Universität Rostock

„Elaine“ soll bei großen Knochendefekten helfen

mg
Medizin
Das Forschungsprojekt „Elektrisch Aktive ImplaNtatE - ELAINE“ entwickelt Implantate, die eine ähnliche Piezoelektrizität aufweisen wie natürliche Knochensubstanz und sich im 3D-Drucker erstellen lassen.

Die Behandlung von Knochentumoren oder schweren Knochenverletzungen stellt die Medizin oft vor große Probleme. Als Knochenersatzmaterial wird beispielsweise Titan verwendet. Doch die Anpassung des Metalls an individuelle anatomische Gegebenheiten etwa im Gesicht ist schwierig. Gleichzeitig besteht die Gefahr, dass sich das starre Implantat lockert und somit zu langfristigen Problemen führt, erklärt Prof. Hermann Seitz von der Universität Rostock. Die Alternative, Knochenmaterial etwa aus dem Becken zu entnehmen und an die schadhafte Stelle zu transplantieren, sei ebenfalls suboptimal, da immer mit einem weiteren Defekt verbunden.

Darum orientieren sich die aktuellen Forschungen der Rostocker zur Herstellung von Knochenersatzmaterial an der Physiologie des Knochens. So ist bekannt, dass sich im Knochen bei jeder mechanischen Belastung kleine Spannungspotenziale bilden. „Dieser sogenannte piezoelektrische Effekt sorgt dafür, dass Zellen zum Wachstum angeregt werden“, erklärt Christian Polley, Doktorand im Sonderforschungsbereich am Lehrstuhl für Mikrofluidik. „Die Piezoelektrizität ist ein wichtiger Schlüsselfaktor beim ständigen Knochenumbau im Organismus.“ Es sei zudem schon seit längerem bekannt, dass mit Bariumtitanat, einer piezoelektrischen Keramik, unter mechanischem Druck ebenfalls Spannungspotenziale erzeugt werden können.
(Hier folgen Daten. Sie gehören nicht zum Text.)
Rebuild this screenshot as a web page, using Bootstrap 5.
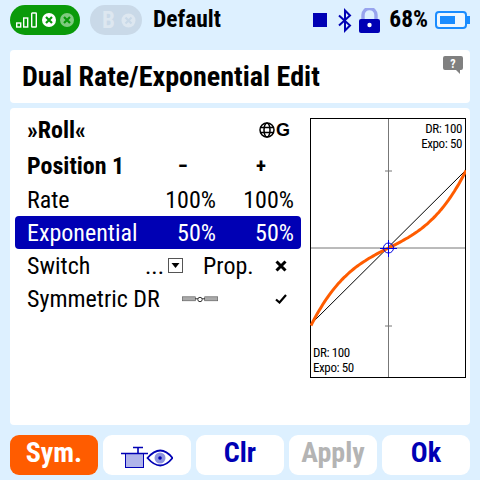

Simulationskammern ahmen Druck im menschlichen Organismus nach

Dieser Werkstoff wird darum im Forschungsprojekt „ELAINE“ mit sogenannten bioaktiven Gläsern kombiniert. Von diesem Material sei bekannt, dass es beim Kontakt mit Körperflüssigkeiten Ionen freisetzt und so seine Bioaktivität entfaltet. In Zusammenarbeit mit Prof. Aldo Boccaccini vom Lehrstuhl für Biomaterialien an der Friedrich-Alexander-Universität Erlangen-Nürnberg werde das Material mit Bariumtitanat gemischt und anschließend im 3D-Drucker verarbeitet.
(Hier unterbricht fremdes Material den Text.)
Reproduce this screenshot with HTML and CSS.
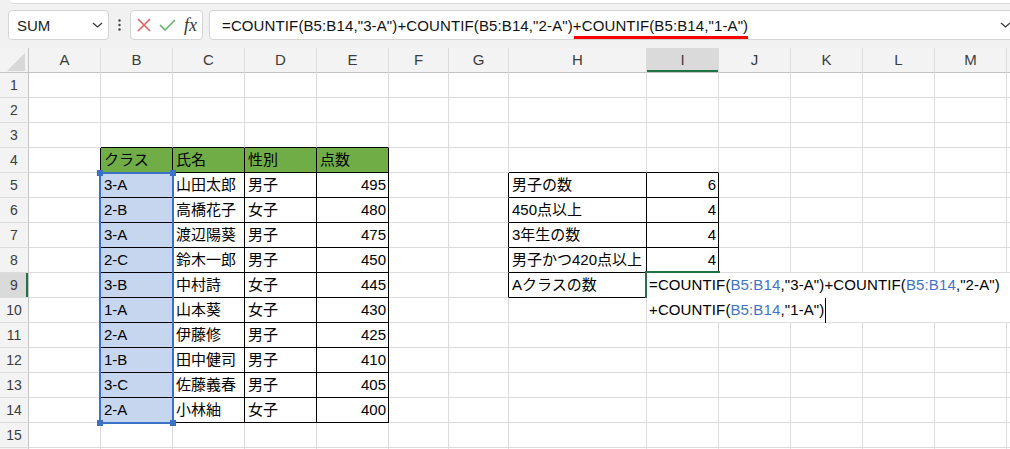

„Wir testen bereits erfolgreich mit Simulationskammern, in denen der Druck in einem Organismus naturgetreu nachgeahmt werden kann“, betont Seitz. „Wir wollen ein Implantat haben, das auf mechanische Reize piezoelektrisch reagiert und gleichzeitig bioaktiv ist.“ Ziel sei es, dass aus dem angrenzenden Gewebe Knochenzellen in das poröse Implantat einwandern.
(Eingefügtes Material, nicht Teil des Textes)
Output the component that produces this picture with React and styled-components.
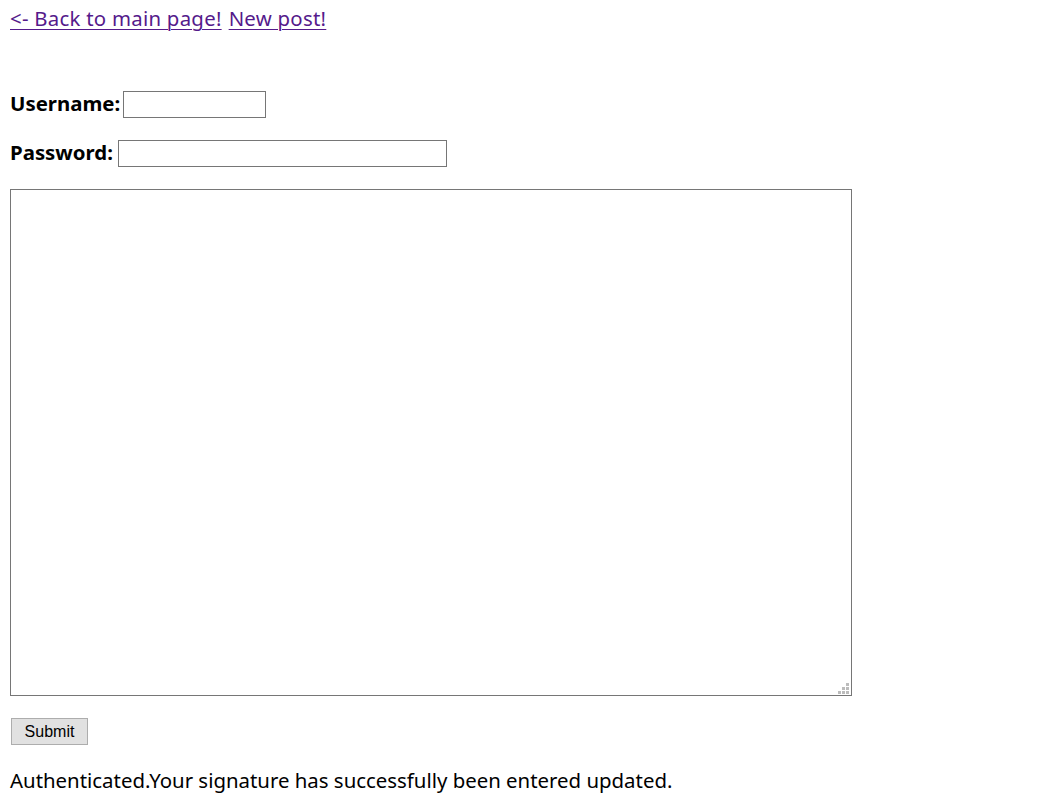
import React from "react";
import styled, { createGlobalStyle } from "styled-components";

const Global = createGlobalStyle`
  html, body {
    margin: 0;
    padding: 0;
    background: #fff;
  }
  body {
    font-family: "Noto Sans", "Open Sans", sans-serif;
    color: #000;
  }
`;

const Page = styled.div`
  padding: 5px 10px 10px 10px;
`;

const Nav = styled.nav`
  display: flex;
  gap: 7px;
  font-size: 20.4px;
  line-height: 26px;
  letter-spacing: 0.25px;
`;

const NavLink = styled.a`
  color: #551a8b;
  text-decoration: underline;
  text-underline-offset: 3px;
  text-decoration-thickness: 1px;
`;

const Form = styled.form`
  display: flex;
  flex-direction: column;
  align-items: flex-start;
  gap: 22px;
  margin-top: 60px;
`;

const Row = styled.div`
  display: flex;
  align-items: center;
  gap: ${(p) => p.$gap || 5}px;
  height: 27px;
`;

const Label = styled.label`
  font-weight: bold;
  font-size: 20.4px;
  padding-bottom: 3px;
`;

const Input = styled.input`
  box-sizing: border-box;
  width: ${(p) => p.$w}px;
  height: 27px;
  border: 1px solid #767676;
  padding: 2px 4px;
  font-size: 14px;
  outline: none;
`;

const AreaWrap = styled.div`
  position: relative;
  width: 842px;
  height: 507px;
`;

const Area = styled.textarea`
  box-sizing: border-box;
  display: block;
  width: 100%;
  height: 100%;
  border: 1px solid #767676;
  resize: none;
  outline: none;
  padding: 2px;
`;

const Grip = styled.svg`
  position: absolute;
  right: 3px;
  bottom: 2px;
`;

const Button = styled.button`
  box-sizing: border-box;
  width: 77px;
  height: 27px;
  margin-left: 1px;
  background: #e1e1e1;
  border: 1px solid #adadad;
  font-family: "Liberation Sans", Arial, sans-serif;
  font-size: 16px;
  color: #000;
  padding: 0;
`;

const Message = styled.p`
  margin: 0;
  font-size: 20.4px;
  line-height: 26px;
`;

const dots = [
  [8, 0],
  [4, 4],
  [8, 4],
  [0, 8],
  [4, 8],
  [8, 8],
];

export default function App() {
  return (
    <Page>
      <Global />
      <Nav>
        <NavLink href="#">&lt;- Back to main page!</NavLink>
        <NavLink href="#">New post!</NavLink>
      </Nav>
      <Form onSubmit={(e) => e.preventDefault()}>
        <Row $gap={3}>
          <Label>Username:</Label>
          <Input $w={143} type="text" />
        </Row>
        <Row>
          <Label>Password:</Label>
          <Input $w={329} type="password" />
        </Row>
        <AreaWrap>
          <Area />
          <Grip width="11" height="11" viewBox="0 0 11 11">
            {dots.map(([x, y], i) => (
              <rect key={i} x={x} y={y} width="3" height="3" fill="#bcbcbc" />
            ))}
          </Grip>
        </AreaWrap>
        <Button type="submit">Submit</Button>
        <Message>
          Authenticated.Your signature has successfully been entered updated.
        </Message>
      </Form>
    </Page>
  );
}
2025 beginnt die letzte Projektphase

Der Vorteil des Verfahrens sei, dass das Implantat nach der digitalen Rekonstruktion im 3D-Drucker passgenau angefertigt werden kann. Dann beginne die Arbeit der Chirurgie. Doch bis die Technologie die Hürde in den klinischen Alltag überwindet, werden noch viele Jahre vergehen. „Denn die zugrundeliegenden Mechanismen müssen bis ins kleine Detail verstanden sein“, erklärt Seitz.

An dem 2017 gestarteten Sonderforschungsbereich 1270 „ELAINE“, der sich aktuell in der zweiten Förderperiode befindet, sind neben der Universität Rostock und der Universitätsmedizin Rostock die Universitäten in Greifswald, Leipzig und Erlangen sowie die Hochschule Wismar beteiligt. Ein Team aus mehr als 80 Wissenschaftlerinnen und Wissenschaftlern verschiedener Fakultäten hauptsächlich in Rostock arbeitet am Einsatz von elektrisch aktiven Implantaten. Diese Implantate sollen unter anderem bei der Regeneration von Knochen- und Knorpelgewebe eingesetzt werden und Zellen zum Wachstum und zur Differenzierung anregen. Die Förderung seitens der Deutschen Forschungsgemeinschaft (DFG) beträgt in der ersten und zweiten Förderperiode rund 24,1 Millionen Euro. Im Jahr 2025 soll die dritte und damit letzte Förderperiode beginnen.